§ Task description:
In the material below, find each line holding the string "page" and copy it.

§ Recorded information:
************

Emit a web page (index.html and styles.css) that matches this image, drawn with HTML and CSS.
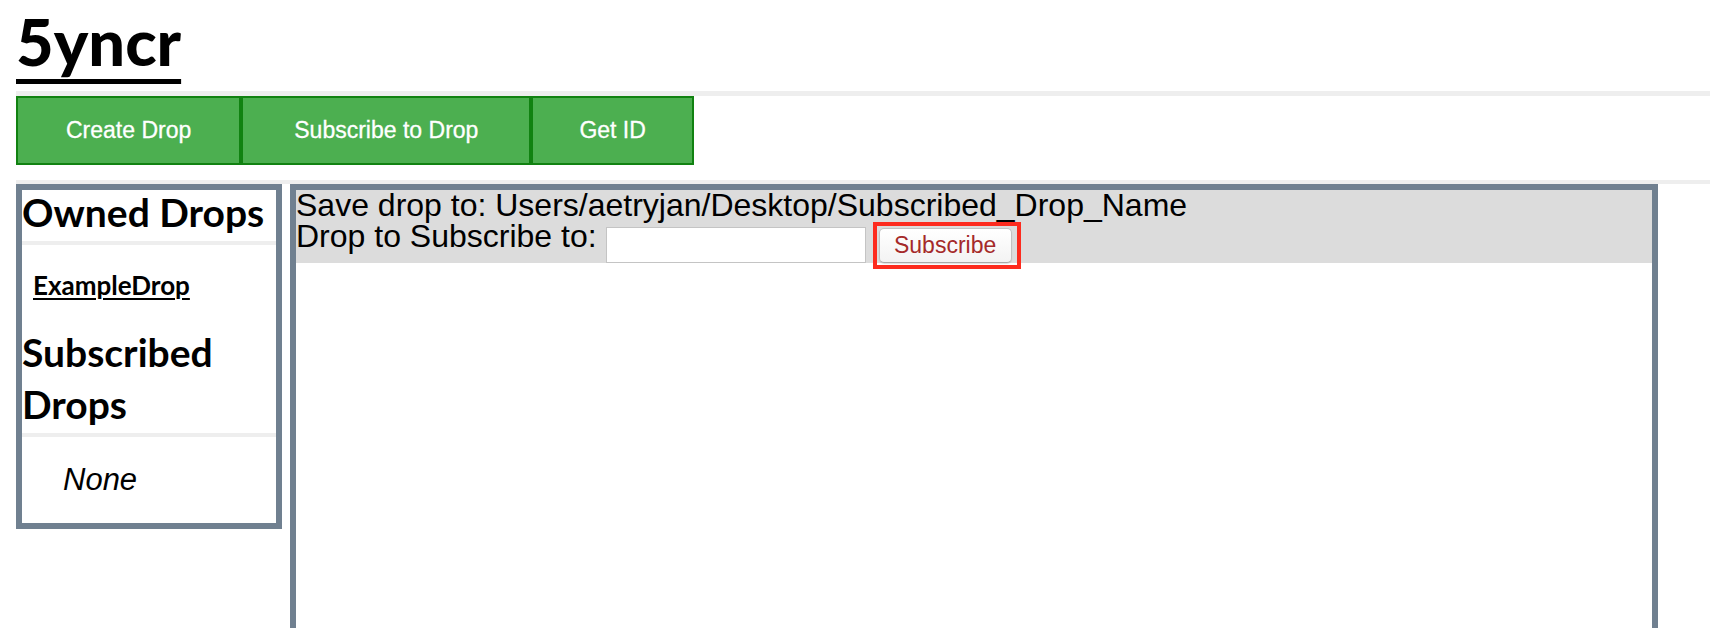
FILE: index.html
```html
<!DOCTYPE html>
<html lang="en">
<head>
<meta charset="utf-8">
<title>5yncr</title>
<link rel="stylesheet" href="styles.css">
</head>
<body>
<div class="page">
  <h1 class="logo"><a href="#">5yncr</a></h1>
  <nav class="actions">
    <button class="action">Create Drop</button>
    <button class="action action-wide">Subscribe to Drop</button>
    <button class="action action-narrow">Get ID</button>
  </nav>
  <div class="workspace">
    <aside class="sidebar">
      <h2 class="side-title">Owned Drops</h2>
      <ul class="drop-list"><li><a href="#">ExampleDrop</a></li></ul>
      <h2 class="side-title">Subscribed Drops</h2>
      <p class="none">None</p>
    </aside>
    <main class="panel">
      <div class="form">
        <div class="row">Save drop to: Users/aetryjan/Desktop/Subscribed_Drop_Name</div>
        <div class="row row-input">
          <span class="label">Drop to Subscribe to:</span>
          <input class="drop-input" type="text">
          <span class="highlight"><button class="subscribe">Subscribe</button></span>
        </div>
      </div>
    </main>
  </div>
</div>
</body>
</html>
```
FILE: styles.css
```css
html, body {
  margin: 0;
  padding: 0;
  background: #ffffff;
  overflow: hidden;
}

.page {
  margin-left: 16px;
  width: 1694px;
  font-family: "Liberation Sans", Arial, sans-serif;
  color: #000;
}

.logo {
  margin: 0;
  padding-top: 9px;
  height: 82px;
  border-bottom: 5px solid #eeeeee;
  font-family: Lato, "Liberation Sans", sans-serif;
  font-weight: 900;
  font-size: 65px;
  line-height: 65px;
}

.logo a {
  color: #000;
  text-decoration: underline;
  text-decoration-thickness: 5px;
  text-underline-offset: 13px;
}

.actions {
  display: flex;
}

.action {
  height: 69px;
  padding: 0 48px;
  margin: 0;
  background: #4caf50;
  border: 2px solid #118211;
  color: #ffffff;
  font-family: "Liberation Sans", Arial, sans-serif;
  font-size: 23px;
  -webkit-text-stroke: 0.3px #ffffff;
}

.action-wide {
  padding: 0 51px;
}

.action-narrow {
  padding: 0 46px;
}

.workspace {
  margin-top: 15px;
  border-top: 4px solid #eeeeee;
  display: flex;
  align-items: flex-start;
  gap: 8px;
}

.sidebar {
  width: 266px;
  box-sizing: border-box;
  border: 6px solid #708090;
}

.side-title {
  margin: -4px 0 0;
  padding-bottom: 3px;
  border-bottom: 4px solid #eeeeee;
  font-family: Lato, "Liberation Sans", sans-serif;
  font-weight: 700;
  font-size: 39px;
  line-height: 52px;
}

.drop-list {
  list-style: none;
  margin: 0;
  padding: 25px 0 30px 11px;
  font-family: Lato, "Liberation Sans", sans-serif;
  font-weight: 700;
  font-size: 26px;
  line-height: 30px;
}

.drop-list a {
  color: #000;
  text-decoration: underline;
  text-decoration-thickness: 2px;
  text-underline-offset: 3px;
}

.none {
  margin: 25px 0 25px;
  padding-left: 41px;
  font-style: italic;
  font-size: 31px;
  line-height: 36px;
}

.panel {
  width: 1368px;
  height: 640px;
  box-sizing: border-box;
  border: 6px solid #708090;
}

.form {
  background: #dcdcdc;
  font-size: 32px;
}

.row {
  line-height: 31px;
  white-space: nowrap;
}

.row-input {
  display: flex;
  align-items: flex-start;
  height: 42px;
}

.drop-input {
  margin: 6px 0 0 9px;
  width: 260px;
  height: 36px;
  box-sizing: border-box;
  border: 1px solid #c4c4c4;
  background: #fff;
  padding: 0 4px;
}

.highlight {
  display: flex;
  margin: 1px 0 0 7px;
  padding: 2px 5px 2px 2px;
  border: 4px solid #fd2b1e;
}

.subscribe {
  width: 133px;
  height: 35px;
  box-sizing: border-box;
  padding: 0;
  border: 1px solid #c2c2c2;
  border-bottom-color: #a9a9a9;
  border-radius: 5px;
  background: linear-gradient(#ffffff, #f3f3f3);
  box-shadow: 0 1px 1px rgba(0, 0, 0, 0.12);
  color: #a52a2a;
  font-family: "Liberation Sans", Arial, sans-serif;
  font-size: 23px;
}
```
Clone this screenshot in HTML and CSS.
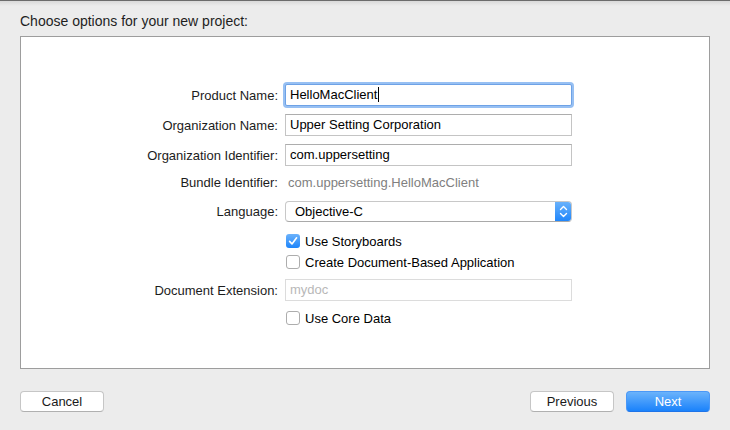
FILE: index.html
```html
<!DOCTYPE html>
<html>
<head>
<meta charset="utf-8">
<link rel="stylesheet" href="styles.css">
</head>
<body>
<div class="window">
  <div class="title">Choose options for your new project:</div>
  <div class="panel">
    <div class="row">
      <div class="label">Product Name:</div>
      <div class="field focused"><span class="caret">HelloMacClient</span></div>
    </div>
    <div class="row gap8">
      <div class="label">Organization Name:</div>
      <div class="field">Upper Setting Corporation</div>
    </div>
    <div class="row gap8">
      <div class="label">Organization Identifier:</div>
      <div class="field">com.uppersetting</div>
    </div>
    <div class="row gap5">
      <div class="label">Bundle Identifier:</div>
      <div class="static">com.uppersetting.HelloMacClient</div>
    </div>
    <div class="row gap8 h21">
      <div class="label">Language:</div>
      <div class="popup">
        <span class="popup-text">Objective-C</span>
        <span class="stepper">
          <svg width="17" height="21" viewBox="0 0 17 21"><polyline points="5.5,8.5 8.5,5.5 11.5,8.5" fill="none" stroke="#fff" stroke-width="1.4" stroke-linecap="round" stroke-linejoin="round"/><polyline points="5.5,12.5 8.5,15.5 11.5,12.5" fill="none" stroke="#fff" stroke-width="1.4" stroke-linecap="round" stroke-linejoin="round"/></svg>
        </span>
      </div>
    </div>
    <div class="row gap9 h20">
      <div class="label"></div>
      <div class="check"><span class="box checked"><svg width="14" height="14" viewBox="0 0 14 14"><path d="M3.6 7.4 L6 9.9 L10.6 3.8" fill="none" stroke="#fff" stroke-width="1.6" stroke-linecap="round" stroke-linejoin="round"/></svg></span>Use Storyboards</div>
    </div>
    <div class="row gap1 h20">
      <div class="label"></div>
      <div class="check"><span class="box"></span>Create Document-Based Application</div>
    </div>
    <div class="row gap7">
      <div class="label">Document Extension:</div>
      <div class="field disabled">mydoc</div>
    </div>
    <div class="row gap7 h20">
      <div class="label"></div>
      <div class="check"><span class="box"></span>Use Core Data</div>
    </div>
  </div>
  <div class="footer">
    <button class="btn">Cancel</button>
    <div class="right">
      <button class="btn">Previous</button>
      <button class="btn primary">Next</button>
    </div>
  </div>
</div>
</body>
</html>
```
FILE: styles.css
```css
html, body {
  margin: 0;
  padding: 0;
}
body {
  background: #ececec;
  font-family: "Liberation Sans", Arial, sans-serif;
  font-size: 13px;
  color: #1a1a1a;
}
.window {
  width: 730px;
  height: 430px;
  box-sizing: border-box;
  border-top: 1px solid #6c6c6c;
  background: linear-gradient(#d9d9d9, #ececec 5px);
  padding: 0 20px;
  display: flex;
  flex-direction: column;
}
.title {
  margin-top: 12px;
  height: 16px;
  line-height: 16px;
  margin-bottom: 7px;
  font-size: 14px;
  color: #1e1e1e;
}
.panel {
  height: 333px;
  box-sizing: border-box;
  background: #fff;
  border: 1px solid #9d9d9d;
  padding-top: 47px;
  display: flex;
  flex-direction: column;
}
.row {
  display: grid;
  grid-template-columns: 257px 287px;
  column-gap: 7px;
  align-items: center;
  height: 22px;
}
.h21 { height: 21px; }
.h20 { height: 20px; }
.gap1 { margin-top: 1px; }
.gap5 { margin-top: 5px; }
.gap7 { margin-top: 7px; }
.gap8 { margin-top: 8px; }
.gap9 { margin-top: 9px; }
.label {
  text-align: right;
  color: #1c1c1c;
}
.field {
  height: 22px;
  box-sizing: border-box;
  border: 1px solid #c4c4c4;
  border-top-color: #adadad;
  padding: 0 4px;
  line-height: 20px;
  color: #000;
  background: #fff;
}
.field.focused {
  border-color: #6ea2e6;
  border-radius: 2px;
  box-shadow: 0 0 0 2px #97c0f3;
}
.caret {
  border-right: 1px solid #000;
  padding-right: 1px;
}
.field.disabled {
  border-color: #dcdcdc;
  color: #b8b8b8;
}
.static {
  padding-left: 3px;
  color: #808080;
}
.popup {
  height: 21px;
  box-sizing: border-box;
  border: 1px solid #c8c8c8;
  border-bottom-color: #a9a9a9;
  border-radius: 4px;
  display: flex;
  align-items: center;
  justify-content: space-between;
  background: #fff;
  overflow: hidden;
}
.popup-text {
  padding-left: 9px;
  color: #000;
}
.stepper {
  width: 17px;
  height: 21px;
  margin-right: -1px;
  margin-top: -1px;
  margin-bottom: -1px;
  background: linear-gradient(#6db4fb, #1c84fb);
  display: flex;
  border-radius: 0 4px 4px 0;
}
.check {
  display: flex;
  align-items: center;
  color: #000;
  padding-left: 1px;
}
.box {
  width: 14px;
  height: 14px;
  box-sizing: border-box;
  border: 1px solid #adadad;
  border-radius: 3px;
  background: #fff;
  margin-right: 5px;
  display: flex;
}
.box.checked {
  border: none;
  background: linear-gradient(#6cb2fb, #1d85fb);
}
.footer {
  margin-top: 22px;
  display: flex;
  justify-content: space-between;
}
.right {
  display: flex;
  gap: 12px;
}
.btn {
  width: 84px;
  height: 21px;
  box-sizing: border-box;
  font-family: "Liberation Sans", Arial, sans-serif;
  font-size: 13px;
  color: #1a1a1a;
  background: #fff;
  border: 1px solid #c6c6c6;
  border-bottom-color: #b0b0b0;
  border-radius: 4px;
  padding: 0;
  line-height: 19px;
}
.btn.primary {
  background: linear-gradient(#6bb3fb, #1a82fb);
  border-color: #4a98f7;
  border-bottom-color: #1f74e8;
  color: #fff;
}
```
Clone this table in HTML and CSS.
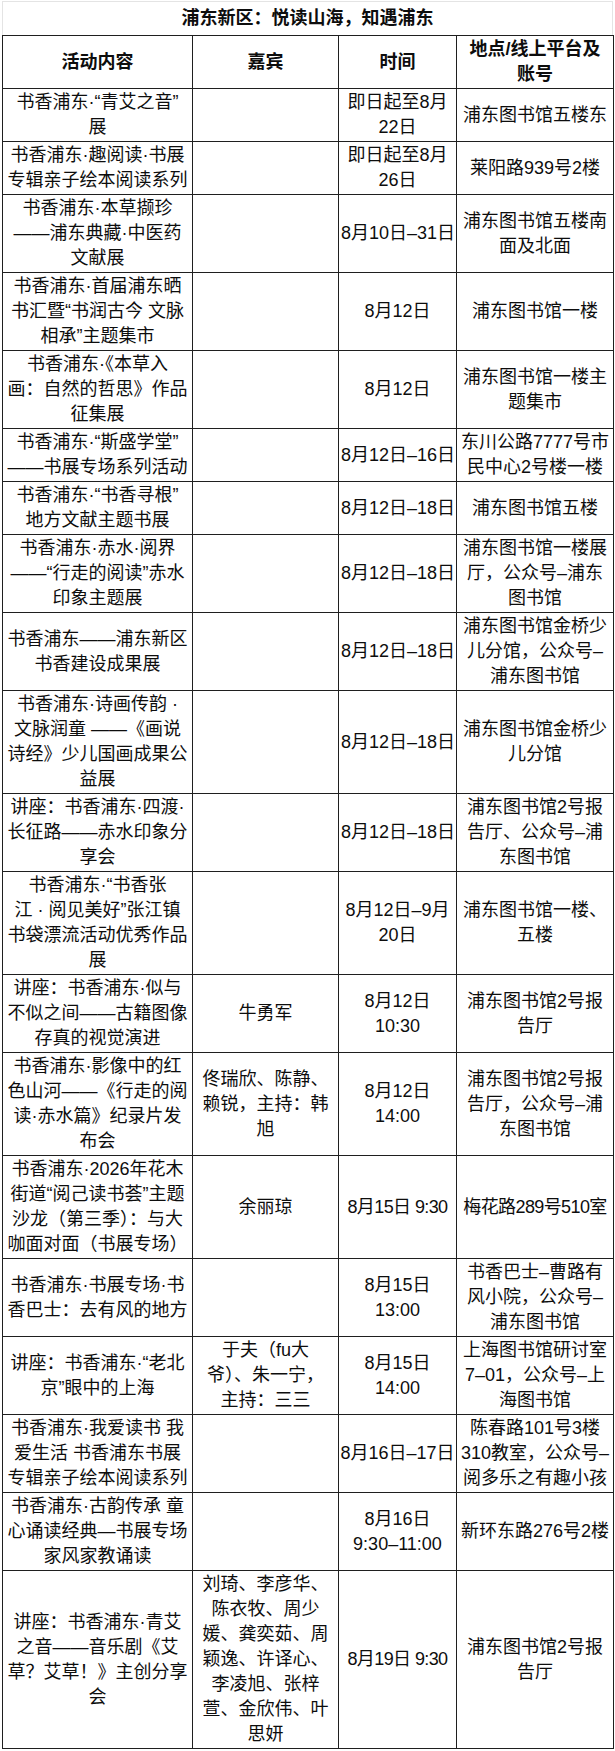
FILE: index.html
```html
<!DOCTYPE html>
<html lang="zh-CN">
<head>
<meta charset="utf-8">
<title>浦东新区：悦读山海，知遇浦东</title>
<link rel="stylesheet" href="styles.css">
</head>
<body>
<div class="sheet">
  <div class="title">浦东新区：悦读山海，知遇浦东</div>
  <table class="schedule">
    <colgroup>
      <col class="c-act"><col class="c-guest"><col class="c-time"><col class="c-place">
    </colgroup>
    <thead>
      <tr><th>活动内容</th><th>嘉宾</th><th>时间</th><th>地点/线上平台及<br>账号</th></tr>
    </thead>
    <tbody>
      <tr><td>书香浦东·“青艾之音”<br>展</td><td></td><td>即日起至8月<br>22日</td><td>浦东图书馆五楼东</td></tr>
      <tr><td>书香浦东·趣阅读·书展<br>专辑亲子绘本阅读系列</td><td></td><td>即日起至8月<br>26日</td><td>莱阳路939号2楼</td></tr>
      <tr><td>书香浦东·本草撷珍<br>——浦东典藏·中医药<br>文献展</td><td></td><td>8月10日–31日</td><td>浦东图书馆五楼南<br>面及北面</td></tr>
      <tr><td>书香浦东·首届浦东晒<br>书汇暨“书润古今 文脉<br>相承”主题集市</td><td></td><td>8月12日</td><td>浦东图书馆一楼</td></tr>
      <tr><td>书香浦东·《本草入<br>画：自然的哲思》作品<br>征集展</td><td></td><td>8月12日</td><td>浦东图书馆一楼主<br>题集市</td></tr>
      <tr><td>书香浦东·“斯盛学堂”<br>——书展专场系列活动</td><td></td><td>8月12日–16日</td><td>东川公路7777号市<br>民中心2号楼一楼</td></tr>
      <tr><td>书香浦东·“书香寻根”<br>地方文献主题书展</td><td></td><td>8月12日–18日</td><td>浦东图书馆五楼</td></tr>
      <tr><td>书香浦东·赤水·阅界<br>——“行走的阅读”赤水<br>印象主题展</td><td></td><td>8月12日–18日</td><td>浦东图书馆一楼展<br>厅，公众号–浦东<br>图书馆</td></tr>
      <tr><td>书香浦东——浦东新区<br>书香建设成果展</td><td></td><td>8月12日–18日</td><td>浦东图书馆金桥少<br>儿分馆，公众号–<br>浦东图书馆</td></tr>
      <tr><td>书香浦东·诗画传韵 ·<br>文脉润童 ——《画说<br>诗经》少儿国画成果公<br>益展</td><td></td><td>8月12日–18日</td><td>浦东图书馆金桥少<br>儿分馆</td></tr>
      <tr><td>讲座：书香浦东·四渡·<br>长征路——赤水印象分<br>享会</td><td></td><td>8月12日–18日</td><td>浦东图书馆2号报<br>告厅、公众号–浦<br>东图书馆</td></tr>
      <tr><td>书香浦东·“书香张<br>江 · 阅见美好”张江镇<br>书袋漂流活动优秀作品<br>展</td><td></td><td>8月12日–9月<br>20日</td><td>浦东图书馆一楼、<br>五楼</td></tr>
      <tr><td>讲座：书香浦东·似与<br>不似之间——古籍图像<br>存真的视觉演进</td><td>牛勇军</td><td>8月12日<br>10:30</td><td>浦东图书馆2号报<br>告厅</td></tr>
      <tr><td>书香浦东·影像中的红<br>色山河——《行走的阅<br>读·赤水篇》纪录片发<br>布会</td><td>佟瑞欣、陈静、<br>赖锐，主持：韩<br>旭</td><td>8月12日<br>14:00</td><td>浦东图书馆2号报<br>告厅，公众号–浦<br>东图书馆</td></tr>
      <tr><td>书香浦东·2026年花木<br>街道“阅己读书荟”主题<br>沙龙（第三季）：与大<br>咖面对面（书展专场）</td><td>余丽琼</td><td class="tight">8月15日 9:30</td><td class="tight">梅花路289号510室</td></tr>
      <tr><td>书香浦东·书展专场·书<br>香巴士：去有风的地方</td><td></td><td>8月15日<br>13:00</td><td>书香巴士–曹路有<br>风小院，公众号–<br>浦东图书馆</td></tr>
      <tr><td>讲座：书香浦东·“老北<br>京”眼中的上海</td><td>于夫（fu大<br>爷）、朱一宁，<br>主持：三三</td><td>8月15日<br>14:00</td><td>上海图书馆研讨室<br>7–01，公众号–上<br>海图书馆</td></tr>
      <tr><td>书香浦东·我爱读书 我<br>爱生活 书香浦东书展<br>专辑亲子绘本阅读系列</td><td></td><td class="snug">8月16日–17日</td><td>陈春路101号3楼<br>310教室，公众号–<br>阅多乐之有趣小孩</td></tr>
      <tr><td>书香浦东·古韵传承 童<br>心诵读经典—书展专场<br>家风家教诵读</td><td></td><td>8月16日<br>9:30–11:00</td><td>新环东路276号2楼</td></tr>
      <tr><td>讲座：书香浦东·青艾<br>之音——音乐剧《艾<br>草？艾草！》主创分享<br>会</td><td>刘琦、李彦华、<br>陈衣牧、周少<br>媛、龚奕茹、周<br>颖逸、许译心、<br>李凌旭、张梓<br>萱、金欣伟、叶<br>思妍</td><td class="tight">8月19日 9:30</td><td>浦东图书馆2号报<br>告厅</td></tr>
    </tbody>
  </table>
</div>
</body>
</html>
```

FILE: styles.css
```css
html, body {
  margin: 0;
  padding: 0;
  background: #ffffff;
}

body {
  font-family: "Liberation Sans", "Noto Sans CJK SC", sans-serif;
  color: #0d0d0d;
  font-size: 18px;
}

.sheet {
  width: 611px;
  margin: 1px 0 0 2px;
}

.title {
  box-sizing: border-box;
  height: 34px;
  border: 1px solid #e4e4e4;
  border-bottom: none;
  text-align: center;
  font-weight: 700;
  font-size: 18px;
  line-height: 33px;
}

.schedule {
  width: 611px;
  border-collapse: collapse;
  table-layout: fixed;
}

.c-act { width: 190px; }
.c-guest { width: 146px; }
.c-time { width: 118px; }
.c-place { width: 157px; }

.schedule th,
.schedule td {
  border: 1px solid #1f1f1f;
  padding: 1px 2px;
  line-height: 25px;
  text-align: center;
  vertical-align: middle;
  white-space: nowrap;
  overflow: visible;
}

.schedule th {
  font-weight: 700;
}

.schedule td.tight {
  letter-spacing: -0.6px;
  padding: 1px 0;
}

.schedule td.snug {
  padding: 1px 0;
}
```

************

§ Response to the task:
Emit a web page (index.html and styles.css) that matches this image, drawn with HTML and CSS.
<div class="page">
.page {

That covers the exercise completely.